23 August 2012

Who Are You?

MADE IN OUR IMAGE
How important is self-image? Say if, everyone thinks you're a joke and you're the only one who doesn't know--Are you what you think you are or what others see of you? Is it like that bothersome tree in the woods that doesn't fall because no one is there to hear it? Is the Self limited to this sort of participation, available only as reflection or echo, never there unless bounced off a surface; and certainly not a thing indigenous to and sustained of its own accord--Is a person defined by their own perception or by that of those who come in contact with them, or is it how much these two are at odds that profoundly illustrates the character of an individual? 

1 comment:

  1. I suppose the experience is that when I LEARN that everyone thinks I am joke. How I will change in knowing this? Will I ever return, of course?
    How it grows from knowing their shame attributed here.
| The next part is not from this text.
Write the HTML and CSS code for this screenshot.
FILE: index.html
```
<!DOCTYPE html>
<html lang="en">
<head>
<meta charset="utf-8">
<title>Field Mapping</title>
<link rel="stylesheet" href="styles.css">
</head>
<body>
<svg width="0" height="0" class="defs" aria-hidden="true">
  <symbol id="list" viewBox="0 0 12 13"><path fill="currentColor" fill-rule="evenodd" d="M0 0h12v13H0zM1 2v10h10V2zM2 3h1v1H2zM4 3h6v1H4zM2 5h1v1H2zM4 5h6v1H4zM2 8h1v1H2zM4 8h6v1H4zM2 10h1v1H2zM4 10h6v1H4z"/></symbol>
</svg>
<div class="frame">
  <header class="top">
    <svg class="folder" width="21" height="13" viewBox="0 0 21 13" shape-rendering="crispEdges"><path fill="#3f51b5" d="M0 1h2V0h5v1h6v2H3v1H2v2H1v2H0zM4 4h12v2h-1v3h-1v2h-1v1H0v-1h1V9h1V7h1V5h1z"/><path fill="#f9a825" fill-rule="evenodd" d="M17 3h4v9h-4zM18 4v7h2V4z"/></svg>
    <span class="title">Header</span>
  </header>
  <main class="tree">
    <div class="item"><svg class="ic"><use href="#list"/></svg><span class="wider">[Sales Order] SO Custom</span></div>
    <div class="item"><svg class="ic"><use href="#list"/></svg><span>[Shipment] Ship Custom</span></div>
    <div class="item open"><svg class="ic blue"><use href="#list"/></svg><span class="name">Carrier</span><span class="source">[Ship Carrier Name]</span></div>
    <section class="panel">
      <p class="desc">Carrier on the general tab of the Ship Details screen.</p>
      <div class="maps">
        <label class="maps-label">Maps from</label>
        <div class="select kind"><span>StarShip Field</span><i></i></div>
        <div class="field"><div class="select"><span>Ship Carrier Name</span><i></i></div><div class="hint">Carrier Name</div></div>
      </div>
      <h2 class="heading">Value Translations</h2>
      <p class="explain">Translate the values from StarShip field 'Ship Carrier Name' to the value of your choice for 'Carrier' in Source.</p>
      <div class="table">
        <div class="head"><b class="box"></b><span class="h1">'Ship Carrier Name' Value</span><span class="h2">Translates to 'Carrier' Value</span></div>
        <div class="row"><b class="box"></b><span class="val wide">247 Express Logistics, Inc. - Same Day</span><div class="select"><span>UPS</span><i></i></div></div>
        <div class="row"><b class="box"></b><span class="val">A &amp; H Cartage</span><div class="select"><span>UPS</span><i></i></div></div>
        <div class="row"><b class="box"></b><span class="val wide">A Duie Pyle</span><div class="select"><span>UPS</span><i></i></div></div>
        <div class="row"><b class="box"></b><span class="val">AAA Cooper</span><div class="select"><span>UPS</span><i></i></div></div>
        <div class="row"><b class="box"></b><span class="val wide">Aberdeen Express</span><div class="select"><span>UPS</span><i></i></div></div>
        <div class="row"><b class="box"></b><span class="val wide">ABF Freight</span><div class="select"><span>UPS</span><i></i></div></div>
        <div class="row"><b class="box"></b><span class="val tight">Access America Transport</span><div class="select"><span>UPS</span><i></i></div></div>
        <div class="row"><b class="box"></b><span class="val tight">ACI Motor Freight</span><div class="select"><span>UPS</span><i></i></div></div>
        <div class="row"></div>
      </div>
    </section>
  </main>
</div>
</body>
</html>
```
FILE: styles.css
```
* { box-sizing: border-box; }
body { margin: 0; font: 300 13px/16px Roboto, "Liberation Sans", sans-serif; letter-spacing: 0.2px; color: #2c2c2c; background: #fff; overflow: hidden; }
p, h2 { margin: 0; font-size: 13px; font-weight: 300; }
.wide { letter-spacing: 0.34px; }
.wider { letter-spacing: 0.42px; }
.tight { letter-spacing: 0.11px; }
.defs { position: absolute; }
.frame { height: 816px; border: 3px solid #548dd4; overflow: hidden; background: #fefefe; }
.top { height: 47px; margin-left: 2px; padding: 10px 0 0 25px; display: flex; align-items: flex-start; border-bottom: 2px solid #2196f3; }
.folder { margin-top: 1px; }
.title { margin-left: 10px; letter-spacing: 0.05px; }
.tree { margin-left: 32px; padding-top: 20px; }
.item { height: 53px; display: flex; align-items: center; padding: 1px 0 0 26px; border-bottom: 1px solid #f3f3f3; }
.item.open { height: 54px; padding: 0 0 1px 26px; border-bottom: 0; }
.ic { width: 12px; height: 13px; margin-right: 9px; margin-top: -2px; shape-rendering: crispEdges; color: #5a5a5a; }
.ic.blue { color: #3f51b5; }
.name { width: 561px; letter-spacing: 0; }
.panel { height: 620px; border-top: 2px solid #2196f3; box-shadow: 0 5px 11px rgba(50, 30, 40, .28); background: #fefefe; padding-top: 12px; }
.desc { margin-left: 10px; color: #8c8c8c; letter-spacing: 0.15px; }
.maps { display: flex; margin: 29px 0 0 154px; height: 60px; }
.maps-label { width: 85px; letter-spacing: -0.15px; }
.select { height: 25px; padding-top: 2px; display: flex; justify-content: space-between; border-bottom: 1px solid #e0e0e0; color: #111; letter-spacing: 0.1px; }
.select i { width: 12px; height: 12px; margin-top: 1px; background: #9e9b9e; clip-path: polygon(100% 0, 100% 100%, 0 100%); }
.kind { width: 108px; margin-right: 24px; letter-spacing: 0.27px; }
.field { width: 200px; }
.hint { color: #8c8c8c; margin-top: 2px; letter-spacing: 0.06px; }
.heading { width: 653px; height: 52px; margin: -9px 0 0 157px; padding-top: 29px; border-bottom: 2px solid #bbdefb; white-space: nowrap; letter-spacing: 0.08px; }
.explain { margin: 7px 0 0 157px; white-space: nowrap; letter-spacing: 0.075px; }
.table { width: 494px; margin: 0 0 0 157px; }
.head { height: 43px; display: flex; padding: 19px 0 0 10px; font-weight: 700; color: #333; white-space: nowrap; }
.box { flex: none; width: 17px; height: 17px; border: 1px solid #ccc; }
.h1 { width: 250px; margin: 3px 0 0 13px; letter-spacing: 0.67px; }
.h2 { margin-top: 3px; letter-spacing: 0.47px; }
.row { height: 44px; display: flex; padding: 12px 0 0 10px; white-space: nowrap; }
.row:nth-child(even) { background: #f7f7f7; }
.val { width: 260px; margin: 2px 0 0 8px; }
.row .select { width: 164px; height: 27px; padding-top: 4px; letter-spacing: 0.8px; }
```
    It is in the experience of how I am conceiving life. You wear a public mask; I don't know how important this is, but your thoughts are conceived in solitude and reflection. The scape you project into, this vestibule of information, I conjecture is the inversion of somehow your total-developmental-environ. In this, you are the byproduct of social recourse employed into you.

    It's true, even with the mandate of separation-and-transcendence that your posse imposes in the coy and surreptitiously.